This falls under the principle of include three clues for everything. It also is well suited to the approach of using environment-based storytelling.
Use Environment-Based Storytelling
Introduce the puzzle setting first and let the players be confused over the weird specificity. I like the petrified inhabitants part; maybe have the husband-farmer and wife-farmer wearing crowns, placed upon them by whatever mischevious fiend set up this puzzle. The players probably won't understand what's going on, but you can include enough detail that they will find it weird. Including a visible goal will help: a chest in the corner that's sealed with mystical force or an unopenable cellar door with the symbol of an inverted crown on it.

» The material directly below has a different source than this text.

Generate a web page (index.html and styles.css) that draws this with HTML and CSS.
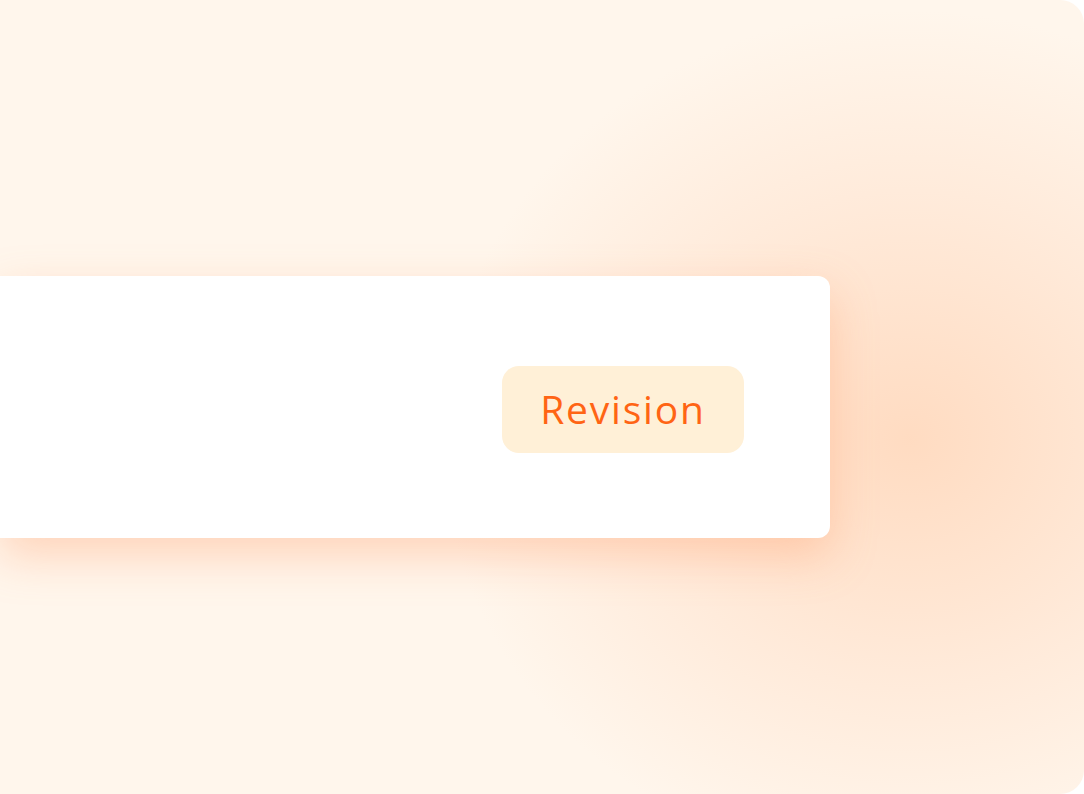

Once the players' curiosity is piqued, they will probably resume exploring. Here is where you can include your clues: a mocking poem in the children's room about farmers becoming kings and queens and a horse becoming a knight, a chess set out on the table in the parents' room with only three or four pieces on it, and so on.
Provide Many Clues
Even if you include what feels like too many clues, your players won't notice. They'll find just enough clues to figure out the solution, and then they'll stop looking. Even if you include an extra clue, they'll feel clever and excited that they already know how to interpret that. In the worst case, if they figure it out immediately, just leave out any remaining clues as if you expected them to get it quickly.
As far as worrying about being too obvious: your players have a lot on their plates. They're visualizing a world you're describing, balancing resources, and keeping in mind their larger goals in the world. Picking up on even obvious clues is enough of a challenge. Recognizing that the "king" and "bishop" in a message refer to chess pieces seems obvious in planning, but it's an impressive leap for a player who's already juggling a bunch of other knowledge.
As long as you don't have them find a note that says "THIS IS A CHESS PUZZLE AND HERE IS THE SOLUTION," you're probably not being too obvious.
As for being too esoteric: have a backup clue that stops just short of the obvious note above, and if it seems like they're moving on without solving the puzzle, place it in the next place they look.